Do bees here speak Swahili?

They say that it’s easier to write about home when living away from it, that the colors, scents and sounds that filled our childhood come back to us in bold, clear detail when we are shut off from experiencing them. That’s not true. The last desire on my mind is to write about my home and my childhood. My memories are too precious to lay bare to the eyes of an outsider. And truth be told, my memories are rather hazy. I can hardly remember the names, faces and places. My present is more real to me.

I want to connect with the people around me and to talk to them about our shared reality. My present surroundings may not be the hibiscus lined streets of my hometown, but the white florets borne by the branch scraping across my window pane smell heavenly. The bees go about their busy way, moving from nectar sac to nectar sac. I wonder, do bees here speak a different language from the ones back at home? I want to laugh at this thought, but pause. Maybe it’s not ridiculous after all. No. It is ridiculous. What’s more, it’s indicative of that special brand of megalomania that has us humans constantly trying to recreate the world in our image: I speak Swahili, therefore the African bee buzzes in Swahili.

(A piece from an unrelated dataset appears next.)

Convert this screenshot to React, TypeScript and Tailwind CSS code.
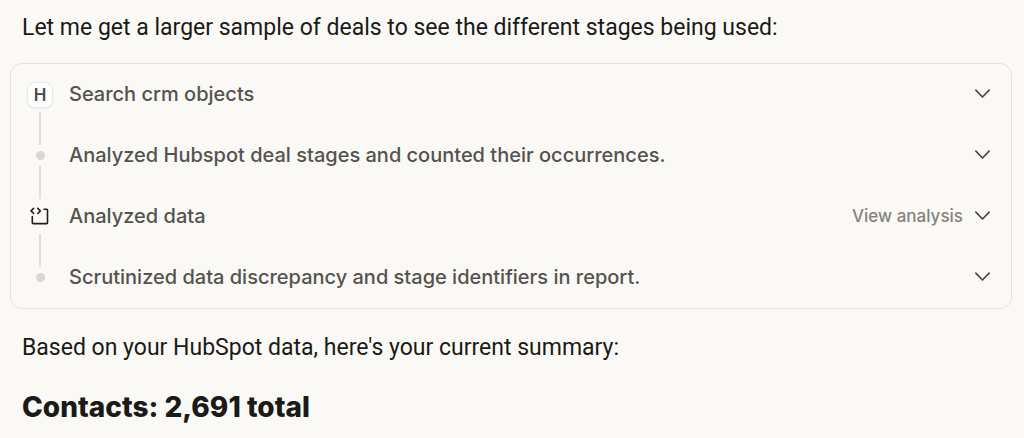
import React, { useState } from 'react';

type Step = {
  label: string;
  marker: 'hubspot' | 'dot' | 'code';
  action?: string;
};

const steps: Step[] = [
  { label: 'Search crm objects', marker: 'hubspot' },
  { label: 'Analyzed Hubspot deal stages and counted their occurrences.', marker: 'dot' },
  { label: 'Analyzed data', marker: 'code', action: 'View analysis' },
  { label: 'Scrutinized data discrepancy and stage identifiers in report.', marker: 'dot' },
];

function CodeIcon() {
  return (
    <svg width="20" height="20" viewBox="0 0 20 20" fill="none" stroke="#1f1e1b" strokeWidth="1.6" strokeLinecap="round" strokeLinejoin="round" aria-hidden="true">
      <path d="M3.6 1.3 1.1 3.9l2.5 2.6" />
      <path d="M7.8 1.3l2.5 2.6-2.5 2.6" />
      <path d="M14 2.2h2.6q.9 0 .9.9v12.6q0 .9-.9.9H3.2q-.9 0-.9-.9V9.6" />
    </svg>
  );
}

function Chevron({ open }: { open: boolean }) {
  return (
    <svg className={open ? 'rotate-180' : ''} width="16" height="16" viewBox="0 0 16 16" fill="none" stroke="#4a4945" strokeWidth="1.7" strokeLinecap="round" strokeLinejoin="round" aria-hidden="true">
      <path d="M.9 3.2l6.6 6.8 6.6-6.8" />
    </svg>
  );
}

function Marker({ type }: { type: Step['marker'] }) {
  if (type === 'dot') {
    return (
      <div className="flex h-[21px] items-center">
        <span className="size-[9px] rounded-full bg-[#d9d8d3]" />
      </div>
    );
  }
  return (
    <div className="flex h-[35px] items-center">
      {type === 'hubspot' ? (
        <span className="flex size-[26px] items-center justify-center rounded-lg border border-[#e8e7e2] bg-white text-[17px] leading-6 font-semibold text-[#4a4945] shadow-xs">
          H
        </span>
      ) : (
        <CodeIcon />
      )}
    </div>
  );
}

export default function App() {
  const [open, setOpen] = useState<number | null>(null);

  return (
    <main className="min-h-screen bg-[#faf9f5] px-[10px] pt-[10px] font-['Inter',sans-serif] text-[#1a1a18]">
      <p className="px-3 font-['Roboto',sans-serif] text-[23px] leading-9">
        Let me get a larger sample of deals to see the different stages being used:
      </p>

      <ul className="mt-[17px] mr-0.5 rounded-xl border border-[#e5e4df]">
        {steps.map((step, i) => (
          <li key={step.label} className="flex h-[61px] items-center gap-4 pr-5 pl-4">
            <div className="flex w-[26px] shrink-0 flex-col items-center self-stretch">
              <span className={`w-[2px] flex-1 ${i > 0 ? 'bg-[#e0dfda]' : ''}`} />
              <Marker type={step.marker} />
              <span className={`w-[2px] flex-1 ${i < steps.length - 1 ? 'bg-[#e0dfda]' : ''}`} />
            </div>
            <span className="flex-1 pb-0.5 text-[20px] leading-7 font-medium text-[#54534f]">{step.label}</span>
            <div className="flex items-center gap-3">
              {step.action && (
                <button type="button" className="pb-0.5 text-[17px] leading-6 font-medium text-[#85837e]">
                  {step.action}
                </button>
              )}
              <button
                type="button"
                aria-label={step.label}
                aria-expanded={open === i}
                onClick={() => setOpen(open === i ? null : i)}
              >
                <Chevron open={open === i} />
              </button>
            </div>
          </li>
        ))}
      </ul>

      <p className="mt-[21px] px-3 font-['Roboto',sans-serif] text-[23px] leading-9">
        Based on your HubSpot data, here's your current summary:
      </p>
      <h2 className="mt-[23px] px-3 text-[28px] leading-9 font-extrabold">Contacts: 2,691 total</h2>
    </main>
  );
}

But I do wonder about this thing called language. Is it a normal state of “being”? Is it possible for humans to live and coexist without any form of language? When I open my mouth to speak over here, my accent betrays my foreign origins right away. Does something parallel happen to migrating birds during their winter sojourns in warm lands, when they encounter birds from other territories?

Here I am making a big deal of my foreignness when I have been drinking this water and eating of this soil for ages. Every single cell in my body must be “of this nation” by now. There is a kind of poetic justice in that. No matter how hard I try to dissect and to label, reality has a way of throwing all my neat classifications into disarray.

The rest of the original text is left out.